Pois é, pensava que já sabia tudo, mas Deus pune a soberba. Eis que se revela, pujante e combativo, o pessoal do entrelinhismo, que se mobilizou extraordinariamente contra meu desejo de que não me leiam nas entrelinhas. A maior parte se ofendeu, de tal forma que, arrependidíssimo, digo que estamos numa democracia e defendo o seu deles, bem como o seu de vocês, direito de ler nas entrelinhas o que bem entenderem. Bem, quase tudo, para ser sincero, porque pode ser que uma entrelinhista qualquer revele imaginação fora do comum e me atribua posições de embaraçosas a comprometedoras. Tirando isso entrelinhem à vontade, Deus me defenda de ameaçar esse direito sagrado.


Entrelinhem, pois, o que quiserem para o que vou dizer, embora eu mesmo não esteja entrelinhando nada, a não ser numa despretensiosa ironia ou outra que possa escapar-me. É que eu já estou sinceramente acreditando que devemos começar a botar a lenha no forno, porque a pizza vai ser grande. Na verdade, se levadas aos extremos a que vêm sendo levadas, as investigações acabarão por envolver todo mundo, inclusive nós. E não é fantasia louca minha, não. Muita gente já foi executada erroneamente, muita gente já passou a vida em cana, no lugar do verdadeiro criminoso, de maneira que não é fantasioso imaginar que, se esse negócio continuar interminavelmente, como parece que vai continuar, acabarão pegando a mim e, lamentavelmente, a encantadora leitora e o gentil leitor. Será, por exemplo, que já não somos laranjas de algum esquema, sem saber?


Ou seja, todo mundo culpado, ninguém culpado. Claro, cumprir-se-á alguma espécie de cerimônia votiva com alguns pequenos sacrifícios e depois o melhor é que fique tudo por isso mesmo. O homem (quase escrevo “dr. Lula”, porque sempre dou esse título a quem está no poder, mas, no caso, o entrelinhismo poderia vir a ser-me diria mesmo fatal e não quero curtir com a cara do presidente, quero só dizer o que penso mesmo) já se explicou, daquela forma arrebatada, mas se explicou, à nação.
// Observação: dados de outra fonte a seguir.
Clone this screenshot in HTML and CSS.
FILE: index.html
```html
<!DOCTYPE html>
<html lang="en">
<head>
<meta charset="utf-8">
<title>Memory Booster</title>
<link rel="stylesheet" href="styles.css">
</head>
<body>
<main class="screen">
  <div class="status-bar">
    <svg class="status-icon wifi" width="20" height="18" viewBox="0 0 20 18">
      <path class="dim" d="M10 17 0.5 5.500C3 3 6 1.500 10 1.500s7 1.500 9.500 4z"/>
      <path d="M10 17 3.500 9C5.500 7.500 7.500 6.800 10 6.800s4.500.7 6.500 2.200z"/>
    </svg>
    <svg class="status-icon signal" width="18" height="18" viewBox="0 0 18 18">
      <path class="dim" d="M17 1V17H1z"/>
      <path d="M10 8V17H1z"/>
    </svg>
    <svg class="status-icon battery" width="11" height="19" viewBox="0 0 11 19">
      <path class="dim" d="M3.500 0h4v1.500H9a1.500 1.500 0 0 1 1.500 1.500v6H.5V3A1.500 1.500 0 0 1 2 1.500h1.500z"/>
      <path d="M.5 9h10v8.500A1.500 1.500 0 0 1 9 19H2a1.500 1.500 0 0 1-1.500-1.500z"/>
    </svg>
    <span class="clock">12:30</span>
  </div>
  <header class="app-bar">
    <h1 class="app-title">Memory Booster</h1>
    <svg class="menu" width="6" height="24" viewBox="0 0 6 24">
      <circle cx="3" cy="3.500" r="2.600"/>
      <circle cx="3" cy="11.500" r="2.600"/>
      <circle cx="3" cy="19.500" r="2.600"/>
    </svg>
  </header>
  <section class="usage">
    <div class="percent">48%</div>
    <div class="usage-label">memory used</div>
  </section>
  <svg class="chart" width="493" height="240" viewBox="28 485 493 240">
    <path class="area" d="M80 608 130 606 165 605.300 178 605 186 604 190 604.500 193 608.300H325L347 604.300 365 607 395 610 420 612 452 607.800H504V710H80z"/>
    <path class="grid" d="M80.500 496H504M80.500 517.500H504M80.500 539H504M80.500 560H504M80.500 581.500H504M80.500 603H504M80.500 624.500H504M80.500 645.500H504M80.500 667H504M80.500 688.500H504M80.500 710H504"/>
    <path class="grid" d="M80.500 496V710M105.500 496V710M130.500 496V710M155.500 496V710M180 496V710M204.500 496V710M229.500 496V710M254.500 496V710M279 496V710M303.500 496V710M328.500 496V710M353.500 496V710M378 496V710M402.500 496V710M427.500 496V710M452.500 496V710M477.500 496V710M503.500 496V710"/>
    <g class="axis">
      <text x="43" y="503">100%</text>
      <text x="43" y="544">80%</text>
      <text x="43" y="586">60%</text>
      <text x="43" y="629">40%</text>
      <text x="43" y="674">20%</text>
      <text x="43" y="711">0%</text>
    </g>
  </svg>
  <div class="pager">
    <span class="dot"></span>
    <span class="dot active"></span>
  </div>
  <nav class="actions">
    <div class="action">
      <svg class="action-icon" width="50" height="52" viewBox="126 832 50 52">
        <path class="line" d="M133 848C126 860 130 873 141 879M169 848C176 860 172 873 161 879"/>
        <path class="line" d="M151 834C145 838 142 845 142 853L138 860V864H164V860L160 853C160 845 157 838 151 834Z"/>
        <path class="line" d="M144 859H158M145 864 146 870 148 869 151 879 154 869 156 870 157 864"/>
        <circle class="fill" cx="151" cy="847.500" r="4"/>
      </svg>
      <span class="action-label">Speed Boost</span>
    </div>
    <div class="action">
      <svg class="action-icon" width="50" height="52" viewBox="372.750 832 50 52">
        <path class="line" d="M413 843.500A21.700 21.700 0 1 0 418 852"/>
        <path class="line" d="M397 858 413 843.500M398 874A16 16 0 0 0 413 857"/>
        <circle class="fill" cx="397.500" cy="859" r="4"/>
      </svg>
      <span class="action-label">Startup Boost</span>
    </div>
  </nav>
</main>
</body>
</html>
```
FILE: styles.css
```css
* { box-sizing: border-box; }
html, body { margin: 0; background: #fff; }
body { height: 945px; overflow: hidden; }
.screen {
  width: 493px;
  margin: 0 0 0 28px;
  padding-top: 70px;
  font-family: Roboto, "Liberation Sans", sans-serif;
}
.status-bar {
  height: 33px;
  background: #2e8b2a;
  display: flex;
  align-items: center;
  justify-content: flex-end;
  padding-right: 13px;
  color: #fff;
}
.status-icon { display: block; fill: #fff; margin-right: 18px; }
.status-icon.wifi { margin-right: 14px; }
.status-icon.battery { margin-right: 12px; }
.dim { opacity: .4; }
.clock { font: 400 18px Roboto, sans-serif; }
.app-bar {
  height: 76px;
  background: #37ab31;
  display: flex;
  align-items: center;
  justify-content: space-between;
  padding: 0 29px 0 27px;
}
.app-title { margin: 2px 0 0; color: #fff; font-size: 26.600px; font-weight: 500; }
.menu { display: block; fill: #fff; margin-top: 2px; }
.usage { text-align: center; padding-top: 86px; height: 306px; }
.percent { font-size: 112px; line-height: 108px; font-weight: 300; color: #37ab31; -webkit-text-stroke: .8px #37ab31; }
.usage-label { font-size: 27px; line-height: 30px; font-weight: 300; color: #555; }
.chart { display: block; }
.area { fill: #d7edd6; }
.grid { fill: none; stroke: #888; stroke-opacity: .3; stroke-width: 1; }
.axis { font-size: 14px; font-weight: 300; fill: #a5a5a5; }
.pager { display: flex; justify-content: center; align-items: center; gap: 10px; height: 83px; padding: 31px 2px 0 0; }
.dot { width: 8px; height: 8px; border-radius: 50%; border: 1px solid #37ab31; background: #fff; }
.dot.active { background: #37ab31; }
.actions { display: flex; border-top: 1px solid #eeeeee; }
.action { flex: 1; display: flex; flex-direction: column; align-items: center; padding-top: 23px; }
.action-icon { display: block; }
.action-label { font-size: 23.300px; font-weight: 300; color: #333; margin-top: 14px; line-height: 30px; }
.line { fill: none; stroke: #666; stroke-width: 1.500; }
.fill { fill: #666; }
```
E, em seguida, o PT pediu desculpas, profusas desculpas, ao povo brasileiro. Que é que querem mais, que vão lavar o chão das cozinhas dos pequenos-burgueses que se indignam - coisa mais atrasada não cobrem os céus - e adotam esse falso moralismo só para atrapalhar um governo que faz, que realiza, que empreende, que inova, que abre frentes pioneiras, que reduz a pobreza, que afirma renhidamente a soberania nacional e a colocação dos interesses do Brasil acima dos interesses da banca internacional? Já causaram estrago suficiente com essa babaquice e que querem mais? Querem cabeças, é isso, querem cabeças, insuflados pela má imprensa, praga responsável por tudo.
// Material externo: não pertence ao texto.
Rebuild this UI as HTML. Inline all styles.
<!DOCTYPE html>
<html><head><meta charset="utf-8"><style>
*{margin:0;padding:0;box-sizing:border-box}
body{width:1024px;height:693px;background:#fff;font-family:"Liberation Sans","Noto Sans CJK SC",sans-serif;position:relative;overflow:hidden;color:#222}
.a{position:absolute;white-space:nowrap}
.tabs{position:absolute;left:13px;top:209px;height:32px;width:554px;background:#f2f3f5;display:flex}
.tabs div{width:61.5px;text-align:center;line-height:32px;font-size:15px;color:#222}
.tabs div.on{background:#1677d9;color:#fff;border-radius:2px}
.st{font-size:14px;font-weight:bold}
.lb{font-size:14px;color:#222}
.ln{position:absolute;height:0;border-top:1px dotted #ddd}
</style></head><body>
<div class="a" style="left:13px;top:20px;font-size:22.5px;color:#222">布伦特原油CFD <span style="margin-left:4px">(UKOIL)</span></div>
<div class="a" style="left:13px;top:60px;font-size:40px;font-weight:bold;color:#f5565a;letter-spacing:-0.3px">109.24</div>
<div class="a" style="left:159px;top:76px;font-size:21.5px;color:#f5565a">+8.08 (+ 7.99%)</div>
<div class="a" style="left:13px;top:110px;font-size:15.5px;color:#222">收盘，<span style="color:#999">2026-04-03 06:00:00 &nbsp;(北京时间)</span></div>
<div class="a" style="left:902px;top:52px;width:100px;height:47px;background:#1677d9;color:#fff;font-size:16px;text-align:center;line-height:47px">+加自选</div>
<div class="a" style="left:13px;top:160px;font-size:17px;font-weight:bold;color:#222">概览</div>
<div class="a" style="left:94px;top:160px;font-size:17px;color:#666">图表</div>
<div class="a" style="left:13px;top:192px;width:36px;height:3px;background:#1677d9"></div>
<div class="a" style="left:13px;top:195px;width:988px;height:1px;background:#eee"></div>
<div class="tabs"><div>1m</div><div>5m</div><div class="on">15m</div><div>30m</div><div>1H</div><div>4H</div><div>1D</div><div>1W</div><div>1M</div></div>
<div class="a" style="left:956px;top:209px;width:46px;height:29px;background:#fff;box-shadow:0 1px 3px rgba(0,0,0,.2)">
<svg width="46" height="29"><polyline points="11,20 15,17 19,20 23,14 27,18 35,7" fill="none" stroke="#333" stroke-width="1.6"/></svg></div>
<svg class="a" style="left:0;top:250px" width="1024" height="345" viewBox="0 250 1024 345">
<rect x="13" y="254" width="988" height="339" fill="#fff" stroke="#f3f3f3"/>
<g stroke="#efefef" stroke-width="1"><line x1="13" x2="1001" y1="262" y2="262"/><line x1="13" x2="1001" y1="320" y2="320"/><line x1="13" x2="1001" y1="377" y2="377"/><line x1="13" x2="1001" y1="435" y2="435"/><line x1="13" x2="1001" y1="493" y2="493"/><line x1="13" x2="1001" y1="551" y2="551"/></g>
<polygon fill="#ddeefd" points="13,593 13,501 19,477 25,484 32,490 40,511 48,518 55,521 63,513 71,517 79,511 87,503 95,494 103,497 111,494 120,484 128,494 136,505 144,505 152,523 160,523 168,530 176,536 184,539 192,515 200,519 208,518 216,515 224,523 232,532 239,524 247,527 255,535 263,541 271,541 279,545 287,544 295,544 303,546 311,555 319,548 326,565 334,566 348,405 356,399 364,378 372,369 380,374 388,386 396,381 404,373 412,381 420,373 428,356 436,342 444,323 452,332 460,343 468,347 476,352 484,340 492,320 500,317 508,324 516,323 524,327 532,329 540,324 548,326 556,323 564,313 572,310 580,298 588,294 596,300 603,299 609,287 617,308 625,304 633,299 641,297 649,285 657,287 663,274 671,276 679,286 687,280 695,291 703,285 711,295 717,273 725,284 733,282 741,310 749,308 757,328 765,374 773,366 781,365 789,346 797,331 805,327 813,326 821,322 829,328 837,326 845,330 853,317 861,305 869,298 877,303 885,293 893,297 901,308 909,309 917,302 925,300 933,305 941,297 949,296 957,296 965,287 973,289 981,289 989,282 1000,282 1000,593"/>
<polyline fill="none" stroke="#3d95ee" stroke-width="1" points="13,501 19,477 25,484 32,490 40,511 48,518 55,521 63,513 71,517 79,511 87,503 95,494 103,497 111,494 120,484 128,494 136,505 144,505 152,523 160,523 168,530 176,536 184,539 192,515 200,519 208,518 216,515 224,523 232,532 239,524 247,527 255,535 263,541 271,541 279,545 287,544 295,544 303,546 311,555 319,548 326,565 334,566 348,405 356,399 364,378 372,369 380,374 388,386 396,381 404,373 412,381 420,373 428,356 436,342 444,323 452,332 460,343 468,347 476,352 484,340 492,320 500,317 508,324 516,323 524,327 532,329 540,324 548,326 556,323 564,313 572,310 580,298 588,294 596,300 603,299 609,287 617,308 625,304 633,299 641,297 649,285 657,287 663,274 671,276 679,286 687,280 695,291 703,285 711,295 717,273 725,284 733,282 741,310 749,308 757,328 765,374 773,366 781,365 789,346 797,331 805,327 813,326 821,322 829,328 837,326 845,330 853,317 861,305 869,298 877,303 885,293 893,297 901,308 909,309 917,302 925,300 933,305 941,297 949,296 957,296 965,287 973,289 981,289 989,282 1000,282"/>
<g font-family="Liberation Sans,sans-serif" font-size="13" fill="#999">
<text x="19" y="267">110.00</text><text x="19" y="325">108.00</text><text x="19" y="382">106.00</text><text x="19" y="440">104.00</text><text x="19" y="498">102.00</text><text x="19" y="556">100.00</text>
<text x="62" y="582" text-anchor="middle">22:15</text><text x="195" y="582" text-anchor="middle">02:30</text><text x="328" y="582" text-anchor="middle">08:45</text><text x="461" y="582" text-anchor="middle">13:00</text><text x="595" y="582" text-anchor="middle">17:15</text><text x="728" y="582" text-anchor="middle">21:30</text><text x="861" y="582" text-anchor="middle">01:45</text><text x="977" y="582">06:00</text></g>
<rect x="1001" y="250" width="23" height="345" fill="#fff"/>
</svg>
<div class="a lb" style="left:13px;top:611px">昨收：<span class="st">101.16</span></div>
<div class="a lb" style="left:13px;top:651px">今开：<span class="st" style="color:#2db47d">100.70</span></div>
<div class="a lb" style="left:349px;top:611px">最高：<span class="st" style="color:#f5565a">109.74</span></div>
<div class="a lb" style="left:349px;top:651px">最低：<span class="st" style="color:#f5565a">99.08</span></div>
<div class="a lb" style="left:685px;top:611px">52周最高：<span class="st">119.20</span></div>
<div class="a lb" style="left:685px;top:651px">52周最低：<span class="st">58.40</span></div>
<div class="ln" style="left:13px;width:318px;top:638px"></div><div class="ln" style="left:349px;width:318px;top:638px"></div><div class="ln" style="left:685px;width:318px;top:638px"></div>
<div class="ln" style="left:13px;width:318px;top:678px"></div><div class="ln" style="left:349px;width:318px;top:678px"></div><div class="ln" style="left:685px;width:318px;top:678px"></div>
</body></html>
Concordo integralmente. Matem-se os devidos bodes expiatórios, assim até mesmo satisfazendo anseios atávicos de práticas religiosas primitivas tão arraigadas no inconsciente brasileiro, e depois continua tudo como antes no quartel de Abrantes, fica o dito por não dito, não se toca mais no assunto, por nós o caso está encerrado, cairemos duros para trás se acontecer alguma coisa a alguém mais, águas passadas não movem moinhos, aquele que não pecou atire a primeira pedra, já não está mais aqui quem falou, o que não tem remédio remediado está, pior seria se pior fosse, errar é humano, ninguém é infalível, todos merecem uma segunda oportunidade e assim por diante. Devemos, pois, sério mesmo, acender logo o forno dessa pizza, é questão de sobrevivência coletiva. Vamos acabar com essa história de querer que o PT seja não só um partido de vestais, quando todo mundo nos outros se locupleta mas a elite quer tirar-lhe essa prerrogativa tradicional, como também um partido de esquerda. O próprio presidente disse que não é de esquerda, para não falar, como já murmura a voz do vulgo, que, no Brasil, nem a esquerda é direita.